Ieri sera mi ha colpito un commento che ho ricevuto nel post precedente. Quello che si percepisce del mio stato è la forte incertezza. Ho trovato molto onesto che qualcuno me lo dicesse senza paura.
Da giorni mi trovo a riflettere su alcune questioni personali. In particolar modo sul concetto di risentimento. Mi accade molto spesso a contatto coi social network, con persone che ho scelto di non frequentare più, di allontanare dalla mia vita e di cui vedo morte e miracoli nella condivisione delle loro esistenze on-line.
Lo stato che provo nel profondo è di disagio interiore, un dolore ancora fresco e non ancora rimarginato di cui ho difficoltà a liberarmi.
Per essere onesta con me stessa, ho bisogno di ammettere che questo è un problema mio ed è ovvio che dentro di me ci sono emozioni che combattono e cercano di resistere a questioni più profonde che non voglio affrontare, ma proprio per questo conviene scriverle nella maniera più semplice per iniziare a trovare una consapevolezza maggiore su quello che mi percuote nell’anima e che non è colpa degli altri.
Cosa provo esattamente? Uno stato di agitazione incontrollabile quando mi trovo a contatto con situazioni lontane da me, dalla mia vera natura. Ho difficoltà a capire le loro provenienza e questo non accade spesso, ma a contatto con persone che per me sono dannose e lasciano sensazioni negative di stordimento e di cui ho difficoltà a comprenderne i sentimenti.
Un campanello di allarme che a volte non voglio ascoltare e sul quale ciclicamente mi ritrovo. Significa che questo è un modello comportamentale che esercito e di cui mi nutro nella maniera più distruttiva possibile. Nella realtà tutta questa diffidenza la siluro, ma quando mi trovo a contatto con questi ambienti virtuali la mancanza dello sguardo mi stressa e rende impotente davanti a cose che non hanno consistenza di esistere.
Io mi arrabbio perché non capisco cosa accade e questo mi fa implodere. Col tempo ho imparato a controllare molti dei miei stati.

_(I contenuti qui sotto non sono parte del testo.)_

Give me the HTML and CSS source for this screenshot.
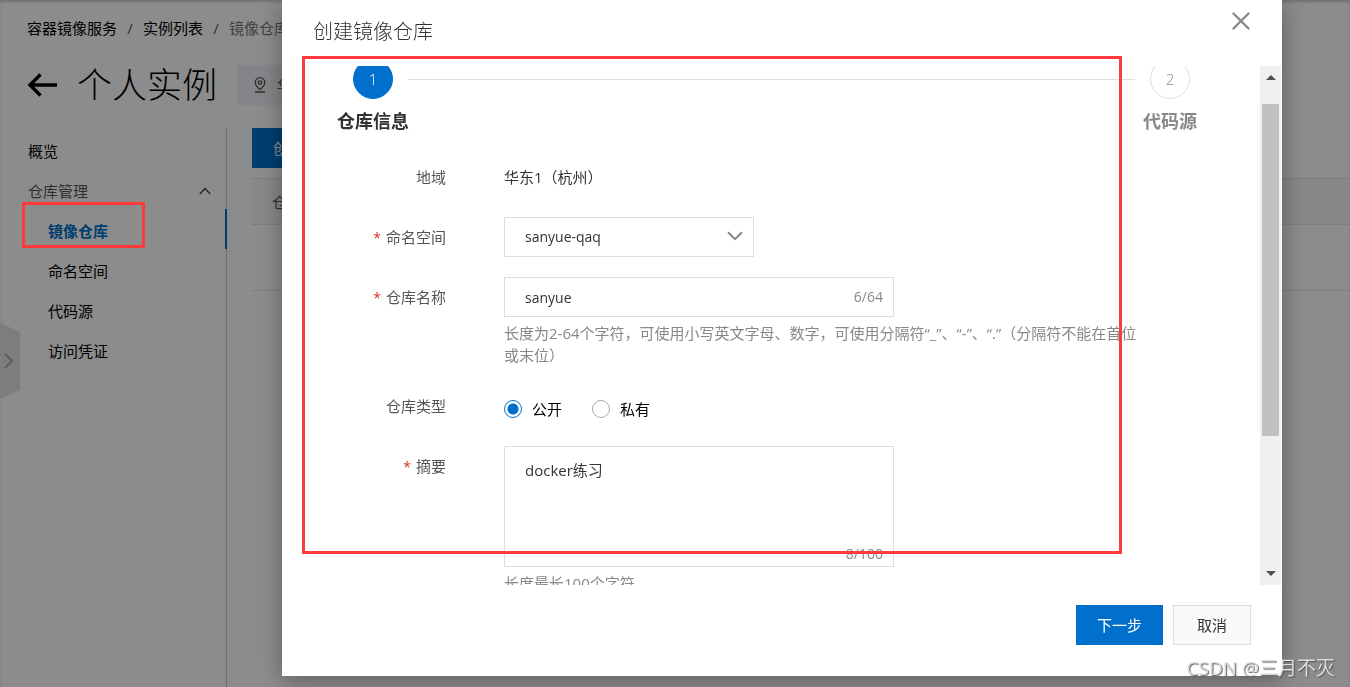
FILE: index.html
```html
<!DOCTYPE html>
<html lang="zh-CN">
<head>
<meta charset="utf-8">
<title>容器镜像服务</title>
<link rel="stylesheet" href="styles.css">
</head>
<body>
<div class="page">
  <header class="page-head">
    <nav class="crumbs" aria-label="路径">
      <a href="#">容器镜像服务</a><span class="sep">/</span><a href="#">实例列表</a><span class="sep">/</span><span class="current">镜像仓库</span>
    </nav>
    <div class="title-row">
      <a class="back" href="#" aria-label="返回">
        <svg width="30" height="24" viewBox="0 0 30 24" fill="none" stroke="#000" stroke-width="3.4"><path d="M30 12H3M13.500 1.500L3 12l10.500 10.500"/></svg>
      </a>
      <h1>个人实例</h1>
      <span class="region">
        <svg width="14" height="16" viewBox="0 0 14 16" fill="none" stroke="#555" stroke-width="1.300"><path d="M7 12.500C4 10 2.200 8 2.200 5.500a4.800 4.800 0 0 1 9.600 0C11.800 8 10 10 7 12.500zM2 15h10"/><circle cx="7" cy="5.500" r="1.700"/></svg>
        华东1
      </span>
    </div>
  </header>
  <div class="columns">
    <nav class="sidebar" aria-label="导航">
      <a href="#">概览</a>
      <a class="group" href="#">仓库管理
        <svg width="12" height="8" viewBox="0 0 12 8" fill="none" stroke="#444" stroke-width="1.400"><path d="M.8 7L6 1.500 11.200 7"/></svg>
      </a>
      <a class="child active" href="#">镜像仓库</a>
      <a class="child" href="#">命名空间</a>
      <a class="child" href="#">代码源</a>
      <a class="child" href="#">访问凭证</a>
    </nav>
    <main class="content">
      <button class="btn primary" type="button">创建镜像仓库</button>
      <table class="list">
        <thead><tr><th>仓库名称</th></tr></thead>
        <tbody><tr><td></td></tr></tbody>
      </table>
    </main>
  </div>
  <button class="handle" type="button" aria-label="展开">
    <svg width="20" height="76" viewBox="0 0 20 76"><path d="M0 0l20 9v58L0 76z" fill="#e4e4e4"/><path d="M5 31l7 7-7 7" fill="none" stroke="#aaa" stroke-width="2"/></svg>
  </button>
</div>

<div class="mask">
  <section class="dialog" role="dialog" aria-labelledby="dlg-title">
    <header class="dialog-head">
      <h2 id="dlg-title">创建镜像仓库</h2>
      <button class="close" type="button" aria-label="关闭">
        <svg width="18" height="18" viewBox="0 0 18 18" fill="none" stroke="#888" stroke-width="2.400" stroke-linecap="round"><path d="M1.500 1.500l15 15M16.500 1.500l-15 15"/></svg>
      </button>
    </header>
    <div class="dialog-body">
      <div class="scroll">
        <ol class="steps">
          <li class="step on"><span class="num">1</span><span class="name">仓库信息</span></li>
          <li class="line" aria-hidden="true"></li>
          <li class="step"><span class="num">2</span><span class="name">代码源</span></li>
        </ol>
        <form class="form">
          <div class="row">
            <span class="label">地域</span>
            <div class="value">华东1（杭州）</div>
          </div>
          <div class="row">
            <label class="label required" for="ns">命名空间</label>
            <div class="select-wrap">
              <select id="ns"><option>sanyue-qaq</option></select>
              <svg width="16" height="10" viewBox="0 0 16 10" fill="none" stroke="#888" stroke-width="2"><path d="M1 1.200l7 7 7-7"/></svg>
            </div>
          </div>
          <div class="row">
            <label class="label required" for="name">仓库名称</label>
            <div class="control">
              <div class="field">
                <input id="name" type="text" value="sanyue">
                <span class="count">6/64</span>
              </div>
              <p class="hint">长度为2-64个字符，可使用小写英文字母、数字，可使用分隔符“_”、“-”、“.”（分隔符不能在首位或末位）</p>
            </div>
          </div>
          <div class="row">
            <span class="label">仓库类型</span>
            <div class="radios">
              <label><input type="radio" name="type" checked>公开</label>
              <label><input type="radio" name="type">私有</label>
            </div>
          </div>
          <div class="row">
            <label class="label required" for="summary">摘要</label>
            <div class="control">
              <div class="field">
                <textarea id="summary">docker练习</textarea>
                <span class="count">8/100</span>
              </div>
              <p class="hint">长度最长100个字符</p>
            </div>
          </div>
        </form>
      </div>
      <div class="scrollbar" aria-hidden="true">
        <svg width="10" height="5" viewBox="0 0 10 5"><path d="M0 5l5-5 5 5z" fill="#505050"/></svg>
        <div class="track"><div class="thumb"></div></div>
        <svg width="10" height="5" viewBox="0 0 10 5"><path d="M0 0l5 5 5-5z" fill="#505050"/></svg>
      </div>
    </div>
    <footer class="dialog-foot">
      <button class="btn primary" type="button">下一步</button>
      <button class="btn" type="button">取消</button>
    </footer>
  </section>
</div>
<div class="mark mark-menu"></div>
<div class="mark mark-form"></div>
<div class="watermark">CSDN @三月不灭</div>
</body>
</html>
```

FILE: styles.css
```css
* { box-sizing: border-box; }
body {
  margin: 0;
  height: 100vh;
  overflow: hidden;
  background: #fff;
  color: #333;
  font: 400 15px/22px "Open Sans", "Noto Sans CJK SC", sans-serif;
  text-spacing-trim: space-all;
}
h1, h2, p, ol { margin: 0; padding: 0; font-weight: 300; }
a { color: #000; text-decoration: none; }
button, input, select, textarea { font: inherit; color: inherit; margin: 0; }
svg { display: block; flex: none; }

.page {
  display: flex;
  flex-direction: column;
  height: 100%;
  box-shadow: inset 0 3px 4px -2px rgba(0, 0, 0, .3);
}
.page-head { padding: 17px 27px 0; }
.crumbs { display: flex; white-space: nowrap; }
.crumbs .sep { width: 26px; text-align: center; color: #555; }
.crumbs .current { color: #777; }
.title-row { display: flex; align-items: center; gap: 20px; height: 66px; margin-bottom: 23px; padding-top: 26px; }
.title-row h1 { font-size: 35px; line-height: 40px; color: #000; white-space: nowrap; }
.region {
  display: flex;
  align-items: center;
  gap: 10px;
  height: 40px;
  padding: 0 16px;
  border-radius: 2px;
  background: #f0f3f7;
  color: #555;
  font-size: 13px;
}
.columns { display: flex; flex: 1; }
.sidebar {
  flex: none;
  width: 227px;
  padding-top: 1px;
  border-right: 1px solid #c8c8c8;
}
.sidebar a { display: flex; align-items: center; height: 40px; padding: 3px 0 0 28px; }
.sidebar .group { justify-content: space-between; padding-right: 15px; color: #555; }
.sidebar .child { padding-left: 48px; }
.sidebar .active { margin-right: -1px; border-right: 2px solid #0070cc; color: #0070cc; font-weight: 700; }
.content { flex: 1; padding-left: 25px; }
.list { width: 100%; margin-top: 10px; border-collapse: collapse; }
.list th { height: 46px; padding: 0 20px; background: #f7f7f7; border: solid #e4e4e4; border-width: 1px 0; text-align: left; font-weight: 400; color: #555; }
.list td { height: 66px; border-bottom: 1px solid #e4e4e4; }
.handle { position: fixed; left: 0; top: 323px; padding: 0; border: 0; background: none; }

.btn {
  height: 40px;
  padding: 0 23px;
  border: 1px solid #dedede;
  background: #fafafa;
  color: #333;
}
.btn.primary { padding: 0 21px; border: 0; background: #0070cc; color: #fff; }

.mask {
  position: fixed;
  inset: 0;
  display: flex;
  padding: 0 68px 11px 282px;
  background: rgba(0, 0, 0, .45);
}
.dialog {
  flex: 1;
  display: flex;
  flex-direction: column;
  min-width: 0;
  background: #fff;
  box-shadow: 0 4px 24px rgba(0, 0, 0, .35);
}
.dialog-head { display: flex; justify-content: space-between; height: 66px; padding: 12px 32px 0 31px; }
.dialog-head h2 { font-size: 20px; line-height: 40px; }
.close { height: 18px; padding: 0; border: 0; background: none; }
.dialog-body { flex: 1; display: flex; min-height: 0; padding-right: 1px; }
.scroll { flex: 1; overflow: hidden; padding: 0 30px 0 31px; }
.steps { display: flex; margin-top: -7px; list-style: none; }
.step { width: 120px; display: flex; flex-direction: column; align-items: center; gap: 8px; color: #888; }
.step .num {
  width: 40px;
  height: 40px;
  border: 1px solid #dedede;
  border-radius: 50%;
  line-height: 38px;
  text-align: center;
}
.step .name { font-size: 18px; line-height: 28px; font-weight: 700; }
.step.on { color: #333; }
.step.on .num { border-color: #0070cc; background: #0070cc; color: #fff; }
.line { flex: 1; height: 1px; margin: 20px -25px 0; background: #dedede; }

.form { display: flex; flex-direction: column; gap: 20px; margin-top: 22px; }
.row { display: flex; gap: 58px; min-height: 40px; }
.label { flex: none; width: 133px; text-align: right; line-height: 40px; color: #555; }
.required::before { content: "*"; margin-right: 5px; color: #d93026; font-size: 14px; line-height: 22px; }
.value { line-height: 40px; }
.control { width: 640px; min-width: 0; }
.field, .select-wrap { position: relative; width: 390px; max-width: 100%; }
.select-wrap { width: 250px; height: 40px; }
.select-wrap svg { position: absolute; right: 11px; top: 14px; pointer-events: none; }
select, .field input, textarea {
  display: block;
  width: 100%;
  height: 40px;
  padding: 0 20px;
  border: 1px solid #dedede;
  border-radius: 0;
  background: #fff;
  appearance: none;
  outline: 0;
  resize: none;
  font-size: 14px;
}
.field textarea { height: 121px; padding: 12px 20px; overflow: hidden; font-size: 15px; }
.count { position: absolute; right: 11px; bottom: 9px; color: #888; font-size: 14px; }
textarea + .count { bottom: 2px; }
.hint { padding-top: 5px; color: #888; font-weight: 400; }
.radios { display: flex; gap: 30px; height: 40px; color: #000; }
.radios label { display: flex; align-items: center; gap: 10px; height: 46px; }
.radios input { appearance: none; width: 18px; height: 18px; border: 1px solid #aaa; border-radius: 50%; background: #fff; }
.radios input:checked { border-color: #0070cc; background: radial-gradient(circle, #0070cc 5px, #fff 6px); }

.scrollbar { width: 21px; display: flex; flex-direction: column; align-items: center; padding: 9px 0; gap: 24px; background: #f0f0f0; }
.scrollbar .track { flex: 1; width: 17px; }
.scrollbar .thumb { height: 75%; background: #c1c1c1; }
.dialog-foot { display: flex; justify-content: flex-end; gap: 10px; padding: 20px 31px 31px; }

.mark { position: fixed; border: 3px solid #ff3a3a; pointer-events: none; }
.mark-menu { left: 22px; top: 202px; width: 123px; height: 46px; }
.mark-form { left: 302px; top: 56px; width: 820px; height: 498px; }
.watermark {
  position: fixed;
  right: 15px;
  bottom: 6px;
  color: #dcdcdc;
  font-size: 19px;
  line-height: 26px;
  text-shadow: 1px 1px 1px #555;
}
```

Da figlia unica i difetti sono sempre enormi: gelosia, possesso, senso di proprietà, cose che esternavo rigettandole sugli altri quando ero adolescente ma che oggi ho imparato a controllare per relazionarmi a chi è diverso da me,
Un mio punto di forza è la capacità di arrivare al dunque e dire come stanno le cose. Si tratta di situazioni professionali che non tollero e dove questo modo di fare mi fa ribollire il sangue quando avverto poca attenzione, assenza, dissimulazione, silenzio e chiaramente cazzate che sento raccontarmi.
Con le donne non ho problema a spezzare la catena di menomazione mentale, il dramma accade con gli uomini che sono veri e propri maestri di abusi e manipolazione. Questo non significa che ognuno è narcisista perverso, ma una buona parte di quello che vedo è l’incapacità di esprimersi in modo diretto, estrapolare ogni volta dai discorsi codici interpretativi che vanno decodificati e dove tu, solo tu e sempre tu, hai capito male e sei in torto.
Posso ammettere di essere stanca?
Sto seguendo un corso di formazione sulla differenza di genere nelle relazioni. A questo incontro ci sono persone di ogni tipo, professionisti dei vari settori, ma molte donne che si occupano di pari opportunità e di avvocatura. Certe volte mi rendo conto, nel sentirle parlare, di come la loro formazione legislativa, sul campo, le renda più assertive,
Mi piace tantissimo questa relazione con le cose, dico di avere il giusto distacco che manca al mondo della cultura e della comunicazione, soprattutto negli ambienti a ciclo chiuso come l’arte.